The last picture offered is that of a wandering star, which is really to say, a shooting star, communicating that there is something of a bright flash, and then it vanishes into utter darkness. False teachers are often flashy, but what they leave will be burned up, have no substance or lasting presence, and ends in darkness.
In a culture where the 11th commandment (thou shalt be nice) is all the rave, Jude brings the stark reality that false teachers are so deadly that they must be called out for what they are. Jude started his epistle with a desire to speak of the positive things of the faith, but instead, the Holy Spirit moved his hand to write a warning about false teachers, a warning we desperately need in our own time.
Now that we see just how vile, deadly, and deceptive false teachers are, the remaining question is how we respond to them. At the end of this short epistle, Jude teaches us that we should always desire to see false teachers come to Christ. No Christian should ever delight in the fact that men will go to hell. And yet, we are also cautioned to take great care when dealing with false teachers. For some—those who follow false teachers but are not yet fully convinced—we are to show them the truth, hoping that they will embrace it willingly. We reveal the truth to others a little deeper in deception, hoping to snatch them from the fire, knowing they are near peril. And for those who are the teachers and leaders themselves, for most of us, our role is to pray and warn. Still, for those who have the opportunity, we should call them to repentance and Christ, but approach them as ones who have polluted every fiber of their being with evil and deal with them using extreme caution.
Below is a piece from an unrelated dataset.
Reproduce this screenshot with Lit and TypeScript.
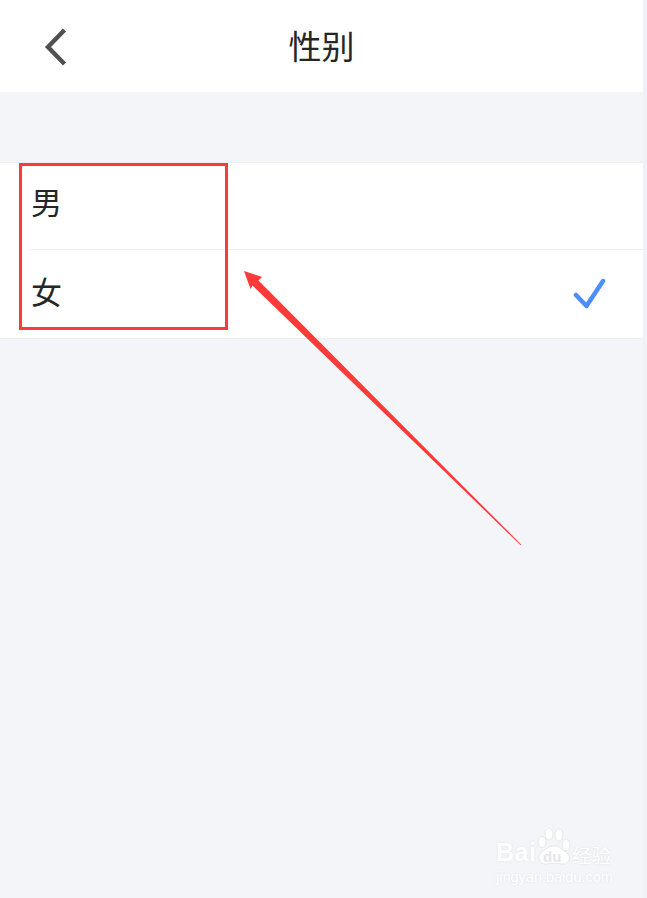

At the end of the day, if we are to care for our own souls and look after our fellow brothers and sisters, we must view false teachers the way God describes them. We must see their teaching as that which can sink a soul into the pits of hell like a reef takes down a cruise ship or oil tanker. We must see the doctrine they teach like sea foam filled with death and decay, knowing that they are fruitless and uprooted, awaiting God’s judgment, and then we should be spurred on to guard our own doctrine even as we pray that some will be snatched out of the flames.